The European Central Bank (ECB) hiked interest rates by 25 basis points, the tenth consecutive rise, as the central bank reckoned that the dangers of inflationary persistence were greater than an economic slowdown.
It means the eurozone’s key interest rate moved to 4.00 per cent, which is its highest level in 22 years. The main refinancing rate climbed to 4.50 per cent while the marginal lending facility now stands at 4.75 per cent.
In a statement, the central bank said “inflation continues to decline but is still expected to remain too high for too long.”
Inflation in the eurozone stands at 5.3 per cent, far above the central bank’s two per cent target but down from a peak of over 10 per cent last year. Despite the fall, economists are concerned about the possible persistence in inflation.
“Underlying price pressures remain high, even though most indicators have started to ease,” the statement said. The ECB expects inflation to average 5.6 per cent across this year before falling to 3.2 per cent across next.
The hike continues the most aggressive monetary tightening campaign in the ECB’s existence. Before the first rate rise in June last year, borrowing costs had been negative for several years as policymakers tried to stimulate demand and support the economy after the 2008 financial crisis.
However, a resurgence in prices compelled the ECB to lift policy into restrictive territory, raising rates from minus 0.5 per cent in June 2022 to 3.75 per cent last month.
Despite the rate hike, the euro fell with traders betting that the ECB will not hike rates again. The euro was down 0.6 per cent against the dollar.
Traders fixed on a line in the ECB statement which read: “the key ECB interest rates have reached levels that, maintained for a sufficiently long duration, will make a substantial contribution to the timely return of inflation to the target.”
However, speaking after the decision, Christine Lagarde, president of the ECB, said “we cannot say rates have reached their peak.”
Mark Wall, chief european economist at Deutsche Bank research said, the ECB was signalling a “lingering pause”.
“The ECB has retained the option to hike further if necessary. There is no declaration of victory on inflation,” Wall continued.
Today’s decision comes amid a backdrop of slowing growth in the bloc, suggesting that the ECB’s nine rate hikes are transmitting through to the wider economy.
The ECB said “past interest rate increases continue to be transmitted forcefully.”
“Financing conditions have tightened further and are increasingly dampening demand, which is an important factor in bringing inflation back to target,” it continued.
Data out from the end of August showed that Eurozone money supply shrunk for the first time since 2010, with private lending faltering and deposits declining. This indicates that the higher cost of borrowing is hitting demand for new loans.

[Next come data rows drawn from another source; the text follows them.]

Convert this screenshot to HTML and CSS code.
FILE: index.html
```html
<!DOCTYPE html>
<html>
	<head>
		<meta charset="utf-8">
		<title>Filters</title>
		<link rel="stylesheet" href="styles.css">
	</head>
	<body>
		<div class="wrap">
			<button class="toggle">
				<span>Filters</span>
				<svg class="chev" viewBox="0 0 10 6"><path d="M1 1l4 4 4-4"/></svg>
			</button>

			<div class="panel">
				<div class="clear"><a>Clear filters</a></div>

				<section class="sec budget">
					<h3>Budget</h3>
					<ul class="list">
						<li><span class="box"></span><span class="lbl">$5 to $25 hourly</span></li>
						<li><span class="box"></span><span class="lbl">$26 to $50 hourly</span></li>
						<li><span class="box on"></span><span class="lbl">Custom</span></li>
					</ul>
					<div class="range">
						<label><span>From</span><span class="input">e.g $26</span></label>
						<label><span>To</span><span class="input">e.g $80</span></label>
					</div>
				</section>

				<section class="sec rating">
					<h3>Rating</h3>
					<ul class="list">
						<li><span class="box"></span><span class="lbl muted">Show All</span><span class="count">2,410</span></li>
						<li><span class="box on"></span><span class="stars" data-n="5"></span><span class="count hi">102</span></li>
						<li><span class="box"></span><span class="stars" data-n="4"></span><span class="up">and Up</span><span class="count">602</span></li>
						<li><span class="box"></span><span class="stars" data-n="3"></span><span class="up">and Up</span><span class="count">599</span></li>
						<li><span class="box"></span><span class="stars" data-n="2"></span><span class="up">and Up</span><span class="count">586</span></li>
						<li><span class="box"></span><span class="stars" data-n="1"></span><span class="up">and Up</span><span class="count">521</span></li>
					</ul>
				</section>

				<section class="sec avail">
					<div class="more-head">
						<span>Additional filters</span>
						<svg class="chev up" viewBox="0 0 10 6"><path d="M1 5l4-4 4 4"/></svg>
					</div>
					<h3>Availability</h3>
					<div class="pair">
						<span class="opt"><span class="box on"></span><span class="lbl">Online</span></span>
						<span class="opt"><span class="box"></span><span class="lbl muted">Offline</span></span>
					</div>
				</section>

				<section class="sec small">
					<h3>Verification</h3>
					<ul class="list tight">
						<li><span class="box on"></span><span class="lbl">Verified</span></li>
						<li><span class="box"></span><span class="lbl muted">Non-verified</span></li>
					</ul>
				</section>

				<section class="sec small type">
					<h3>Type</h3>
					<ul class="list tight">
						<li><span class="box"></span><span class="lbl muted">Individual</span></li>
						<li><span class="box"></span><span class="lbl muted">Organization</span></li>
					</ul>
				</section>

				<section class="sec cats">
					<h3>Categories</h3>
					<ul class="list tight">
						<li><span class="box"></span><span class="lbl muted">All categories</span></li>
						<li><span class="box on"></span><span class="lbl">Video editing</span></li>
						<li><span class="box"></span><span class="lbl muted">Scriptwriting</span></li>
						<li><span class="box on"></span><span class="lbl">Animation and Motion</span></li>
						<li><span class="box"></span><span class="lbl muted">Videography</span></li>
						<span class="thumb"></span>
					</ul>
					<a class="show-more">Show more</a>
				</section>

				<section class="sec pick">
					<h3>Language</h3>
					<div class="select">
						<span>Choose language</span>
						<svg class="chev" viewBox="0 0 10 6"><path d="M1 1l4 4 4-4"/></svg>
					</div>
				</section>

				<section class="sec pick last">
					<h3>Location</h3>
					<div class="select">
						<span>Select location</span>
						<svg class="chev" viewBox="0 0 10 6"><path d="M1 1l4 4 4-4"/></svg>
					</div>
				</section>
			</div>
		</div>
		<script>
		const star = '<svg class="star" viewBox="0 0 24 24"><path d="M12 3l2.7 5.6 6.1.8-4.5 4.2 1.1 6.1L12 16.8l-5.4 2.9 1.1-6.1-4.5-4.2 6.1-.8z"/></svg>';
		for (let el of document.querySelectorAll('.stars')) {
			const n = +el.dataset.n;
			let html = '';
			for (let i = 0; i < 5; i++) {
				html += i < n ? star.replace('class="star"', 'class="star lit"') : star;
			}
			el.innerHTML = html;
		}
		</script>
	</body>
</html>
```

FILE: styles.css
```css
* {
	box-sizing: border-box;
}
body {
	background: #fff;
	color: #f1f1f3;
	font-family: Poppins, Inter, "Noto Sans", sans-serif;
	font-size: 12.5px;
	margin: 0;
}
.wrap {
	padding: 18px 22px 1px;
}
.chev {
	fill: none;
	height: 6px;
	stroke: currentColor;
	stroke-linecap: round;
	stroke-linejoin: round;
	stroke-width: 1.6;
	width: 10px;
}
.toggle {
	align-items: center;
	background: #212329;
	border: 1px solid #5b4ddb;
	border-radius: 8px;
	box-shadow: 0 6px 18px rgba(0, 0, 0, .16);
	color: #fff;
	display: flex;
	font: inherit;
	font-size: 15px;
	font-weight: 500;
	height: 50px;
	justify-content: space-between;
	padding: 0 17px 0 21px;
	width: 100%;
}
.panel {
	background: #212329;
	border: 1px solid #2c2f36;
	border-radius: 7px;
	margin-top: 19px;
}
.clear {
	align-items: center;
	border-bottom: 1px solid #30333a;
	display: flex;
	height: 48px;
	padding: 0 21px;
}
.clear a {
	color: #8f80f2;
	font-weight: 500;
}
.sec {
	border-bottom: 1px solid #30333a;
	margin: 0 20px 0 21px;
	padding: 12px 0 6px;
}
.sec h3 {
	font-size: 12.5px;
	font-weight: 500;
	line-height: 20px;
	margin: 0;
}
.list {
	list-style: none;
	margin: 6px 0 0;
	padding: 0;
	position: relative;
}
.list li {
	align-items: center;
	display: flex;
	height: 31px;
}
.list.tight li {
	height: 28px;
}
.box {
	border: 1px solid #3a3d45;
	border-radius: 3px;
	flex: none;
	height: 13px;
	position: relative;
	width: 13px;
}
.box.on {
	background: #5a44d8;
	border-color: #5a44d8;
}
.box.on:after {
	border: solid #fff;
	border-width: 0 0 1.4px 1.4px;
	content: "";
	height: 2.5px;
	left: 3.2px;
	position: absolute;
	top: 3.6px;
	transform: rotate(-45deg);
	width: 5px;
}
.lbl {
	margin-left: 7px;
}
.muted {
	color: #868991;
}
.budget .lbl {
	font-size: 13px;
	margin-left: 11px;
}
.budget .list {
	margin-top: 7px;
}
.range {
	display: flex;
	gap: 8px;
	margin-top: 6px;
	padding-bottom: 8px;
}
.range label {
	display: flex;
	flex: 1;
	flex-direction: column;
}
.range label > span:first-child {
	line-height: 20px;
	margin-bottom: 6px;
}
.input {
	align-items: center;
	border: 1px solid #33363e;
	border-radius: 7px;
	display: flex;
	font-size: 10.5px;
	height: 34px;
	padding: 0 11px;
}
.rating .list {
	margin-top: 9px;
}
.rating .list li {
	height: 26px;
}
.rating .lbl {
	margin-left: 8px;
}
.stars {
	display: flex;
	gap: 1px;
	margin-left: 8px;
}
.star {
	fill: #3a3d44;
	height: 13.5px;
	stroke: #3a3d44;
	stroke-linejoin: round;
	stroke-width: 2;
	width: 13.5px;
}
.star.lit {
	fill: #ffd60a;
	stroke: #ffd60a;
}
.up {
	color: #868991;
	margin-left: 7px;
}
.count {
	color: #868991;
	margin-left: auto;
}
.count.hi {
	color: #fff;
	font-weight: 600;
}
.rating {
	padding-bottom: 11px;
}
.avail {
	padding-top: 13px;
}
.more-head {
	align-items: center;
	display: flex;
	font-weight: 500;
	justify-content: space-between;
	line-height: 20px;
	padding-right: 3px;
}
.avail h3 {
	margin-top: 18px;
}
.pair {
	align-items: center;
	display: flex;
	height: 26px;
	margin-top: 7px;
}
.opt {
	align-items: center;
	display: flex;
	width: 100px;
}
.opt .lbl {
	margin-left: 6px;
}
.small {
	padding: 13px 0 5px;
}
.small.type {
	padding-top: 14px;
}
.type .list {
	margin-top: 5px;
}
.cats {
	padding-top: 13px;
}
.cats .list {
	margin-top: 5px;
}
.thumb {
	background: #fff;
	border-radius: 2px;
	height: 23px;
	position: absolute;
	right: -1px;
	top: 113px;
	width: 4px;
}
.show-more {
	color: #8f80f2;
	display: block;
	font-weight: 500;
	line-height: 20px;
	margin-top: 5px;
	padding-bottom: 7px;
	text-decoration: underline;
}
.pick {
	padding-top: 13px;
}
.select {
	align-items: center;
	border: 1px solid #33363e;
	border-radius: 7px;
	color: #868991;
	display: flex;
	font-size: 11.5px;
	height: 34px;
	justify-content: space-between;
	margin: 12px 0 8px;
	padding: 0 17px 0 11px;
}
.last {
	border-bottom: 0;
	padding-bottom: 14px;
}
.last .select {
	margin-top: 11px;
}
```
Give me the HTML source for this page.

Revisions to the EU’s GDP figures between April and June showed that the bloc grew at just 0.1 per cent, down from a previous estimate of 0.3 per cent.
The ECB downgraded its growth forecasts predicting the economy would grow 0.7 per cent across this year before picking up slightly to one per cent in 2024.
The Bank of England faces a similar predicament, with inflation proving stubborn and growth slowing. The Bank meets next Thursday, with markets expecting a 25 basis point hike.